» Input for this task

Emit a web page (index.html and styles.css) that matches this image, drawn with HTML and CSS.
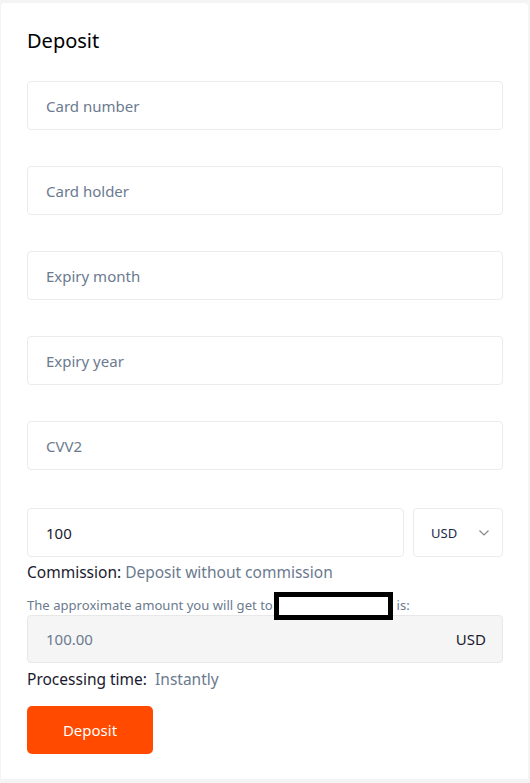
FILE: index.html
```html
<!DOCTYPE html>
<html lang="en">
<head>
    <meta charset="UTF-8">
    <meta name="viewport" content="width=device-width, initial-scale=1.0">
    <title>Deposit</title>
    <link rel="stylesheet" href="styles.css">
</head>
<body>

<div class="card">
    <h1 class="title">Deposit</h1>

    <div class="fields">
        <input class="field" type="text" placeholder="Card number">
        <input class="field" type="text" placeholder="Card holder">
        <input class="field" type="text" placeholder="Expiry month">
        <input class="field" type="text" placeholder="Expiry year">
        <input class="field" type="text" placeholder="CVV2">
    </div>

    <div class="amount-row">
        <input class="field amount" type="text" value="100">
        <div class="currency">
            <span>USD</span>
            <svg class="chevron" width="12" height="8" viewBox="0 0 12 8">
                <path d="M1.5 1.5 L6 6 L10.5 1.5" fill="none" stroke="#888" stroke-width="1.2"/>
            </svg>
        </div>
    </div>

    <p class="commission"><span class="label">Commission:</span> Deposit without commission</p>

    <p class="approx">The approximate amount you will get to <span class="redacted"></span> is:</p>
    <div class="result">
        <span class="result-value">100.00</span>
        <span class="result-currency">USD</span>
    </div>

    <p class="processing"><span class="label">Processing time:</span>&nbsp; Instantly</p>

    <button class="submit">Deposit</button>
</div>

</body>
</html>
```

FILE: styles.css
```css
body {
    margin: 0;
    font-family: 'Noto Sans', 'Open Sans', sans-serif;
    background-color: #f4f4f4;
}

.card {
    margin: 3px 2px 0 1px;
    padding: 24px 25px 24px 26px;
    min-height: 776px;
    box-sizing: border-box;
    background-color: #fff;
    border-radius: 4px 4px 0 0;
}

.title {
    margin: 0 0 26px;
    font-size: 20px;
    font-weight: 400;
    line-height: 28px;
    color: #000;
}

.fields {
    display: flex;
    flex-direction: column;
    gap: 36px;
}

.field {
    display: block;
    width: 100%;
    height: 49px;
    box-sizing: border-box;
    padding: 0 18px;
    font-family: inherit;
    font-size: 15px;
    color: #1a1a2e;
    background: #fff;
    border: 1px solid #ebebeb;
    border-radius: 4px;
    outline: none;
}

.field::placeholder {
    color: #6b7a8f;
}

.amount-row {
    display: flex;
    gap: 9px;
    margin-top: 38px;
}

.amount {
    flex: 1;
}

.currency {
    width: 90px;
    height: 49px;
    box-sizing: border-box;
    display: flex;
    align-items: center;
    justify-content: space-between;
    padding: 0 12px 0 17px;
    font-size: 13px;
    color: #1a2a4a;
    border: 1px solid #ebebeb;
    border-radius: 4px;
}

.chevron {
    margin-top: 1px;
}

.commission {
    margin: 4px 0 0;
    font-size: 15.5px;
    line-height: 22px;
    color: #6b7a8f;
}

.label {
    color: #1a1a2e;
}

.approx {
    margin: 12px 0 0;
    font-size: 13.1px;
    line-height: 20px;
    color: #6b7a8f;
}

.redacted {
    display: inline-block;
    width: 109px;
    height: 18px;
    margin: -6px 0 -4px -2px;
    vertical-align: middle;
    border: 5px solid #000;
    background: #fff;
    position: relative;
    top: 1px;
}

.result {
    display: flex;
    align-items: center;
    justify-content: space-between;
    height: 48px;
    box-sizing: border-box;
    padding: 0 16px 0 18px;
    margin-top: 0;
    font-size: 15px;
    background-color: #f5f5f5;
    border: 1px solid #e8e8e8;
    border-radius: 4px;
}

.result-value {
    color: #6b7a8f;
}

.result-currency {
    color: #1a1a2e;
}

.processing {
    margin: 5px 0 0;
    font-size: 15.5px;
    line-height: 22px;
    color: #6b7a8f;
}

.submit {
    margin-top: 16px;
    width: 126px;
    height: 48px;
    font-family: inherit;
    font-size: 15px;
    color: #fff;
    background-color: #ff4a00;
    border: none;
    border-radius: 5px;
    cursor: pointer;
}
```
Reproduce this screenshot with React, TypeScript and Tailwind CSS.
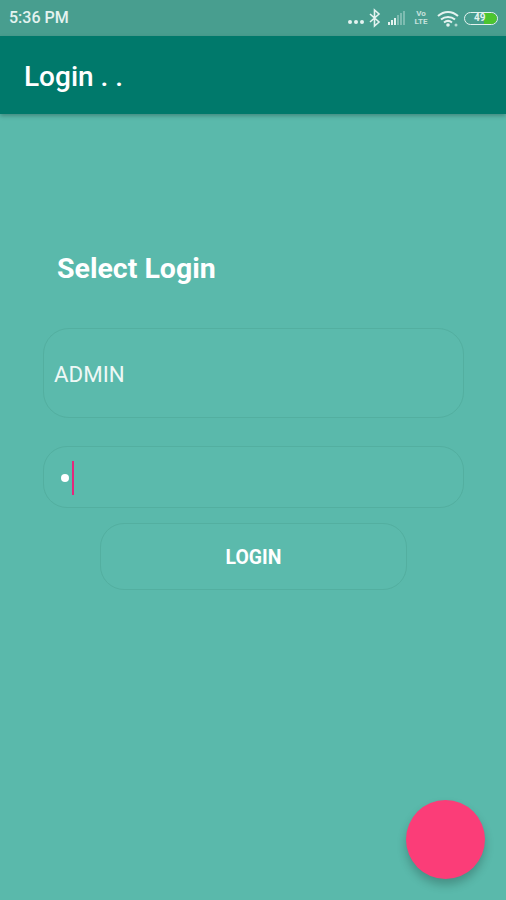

» Your instructions
Give every record again exactly, apart from the pictures, which stay out.

» Full answer
Emit a web page (index.html and styles.css) that matches this image, drawn with HTML and CSS.
FILE: index.html
```html
<!DOCTYPE html>
<html lang="en">
<head>
    <meta charset="UTF-8">
    <meta name="viewport" content="width=device-width, initial-scale=1.0">
    <title>Deposit</title>
    <link rel="stylesheet" href="styles.css">
</head>
<body>

<div class="card">
    <h1 class="title">Deposit</h1>

    <div class="fields">
        <input class="field" type="text" placeholder="Card number">
        <input class="field" type="text" placeholder="Card holder">
        <input class="field" type="text" placeholder="Expiry month">
        <input class="field" type="text" placeholder="Expiry year">
        <input class="field" type="text" placeholder="CVV2">
    </div>

    <div class="amount-row">
        <input class="field amount" type="text" value="100">
        <div class="currency">
            <span>USD</span>
            <svg class="chevron" width="12" height="8" viewBox="0 0 12 8">
                <path d="M1.5 1.5 L6 6 L10.5 1.5" fill="none" stroke="#888" stroke-width="1.2"/>
            </svg>
        </div>
    </div>

    <p class="commission"><span class="label">Commission:</span> Deposit without commission</p>

    <p class="approx">The approximate amount you will get to <span class="redacted"></span> is:</p>
    <div class="result">
        <span class="result-value">100.00</span>
        <span class="result-currency">USD</span>
    </div>

    <p class="processing"><span class="label">Processing time:</span>&nbsp; Instantly</p>

    <button class="submit">Deposit</button>
</div>

</body>
</html>
```

FILE: styles.css
```css
body {
    margin: 0;
    font-family: 'Noto Sans', 'Open Sans', sans-serif;
    background-color: #f4f4f4;
}

.card {
    margin: 3px 2px 0 1px;
    padding: 24px 25px 24px 26px;
    min-height: 776px;
    box-sizing: border-box;
    background-color: #fff;
    border-radius: 4px 4px 0 0;
}

.title {
    margin: 0 0 26px;
    font-size: 20px;
    font-weight: 400;
    line-height: 28px;
    color: #000;
}

.fields {
    display: flex;
    flex-direction: column;
    gap: 36px;
}

.field {
    display: block;
    width: 100%;
    height: 49px;
    box-sizing: border-box;
    padding: 0 18px;
    font-family: inherit;
    font-size: 15px;
    color: #1a1a2e;
    background: #fff;
    border: 1px solid #ebebeb;
    border-radius: 4px;
    outline: none;
}

.field::placeholder {
    color: #6b7a8f;
}

.amount-row {
    display: flex;
    gap: 9px;
    margin-top: 38px;
}

.amount {
    flex: 1;
}

.currency {
    width: 90px;
    height: 49px;
    box-sizing: border-box;
    display: flex;
    align-items: center;
    justify-content: space-between;
    padding: 0 12px 0 17px;
    font-size: 13px;
    color: #1a2a4a;
    border: 1px solid #ebebeb;
    border-radius: 4px;
}

.chevron {
    margin-top: 1px;
}

.commission {
    margin: 4px 0 0;
    font-size: 15.5px;
    line-height: 22px;
    color: #6b7a8f;
}

.label {
    color: #1a1a2e;
}

.approx {
    margin: 12px 0 0;
    font-size: 13.1px;
    line-height: 20px;
    color: #6b7a8f;
}

.redacted {
    display: inline-block;
    width: 109px;
    height: 18px;
    margin: -6px 0 -4px -2px;
    vertical-align: middle;
    border: 5px solid #000;
    background: #fff;
    position: relative;
    top: 1px;
}

.result {
    display: flex;
    align-items: center;
    justify-content: space-between;
    height: 48px;
    box-sizing: border-box;
    padding: 0 16px 0 18px;
    margin-top: 0;
    font-size: 15px;
    background-color: #f5f5f5;
    border: 1px solid #e8e8e8;
    border-radius: 4px;
}

.result-value {
    color: #6b7a8f;
}

.result-currency {
    color: #1a1a2e;
}

.processing {
    margin: 5px 0 0;
    font-size: 15.5px;
    line-height: 22px;
    color: #6b7a8f;
}

.submit {
    margin-top: 16px;
    width: 126px;
    height: 48px;
    font-family: inherit;
    font-size: 15px;
    color: #fff;
    background-color: #ff4a00;
    border: none;
    border-radius: 5px;
    cursor: pointer;
}
```
Reproduce this screenshot with React, TypeScript and Tailwind CSS.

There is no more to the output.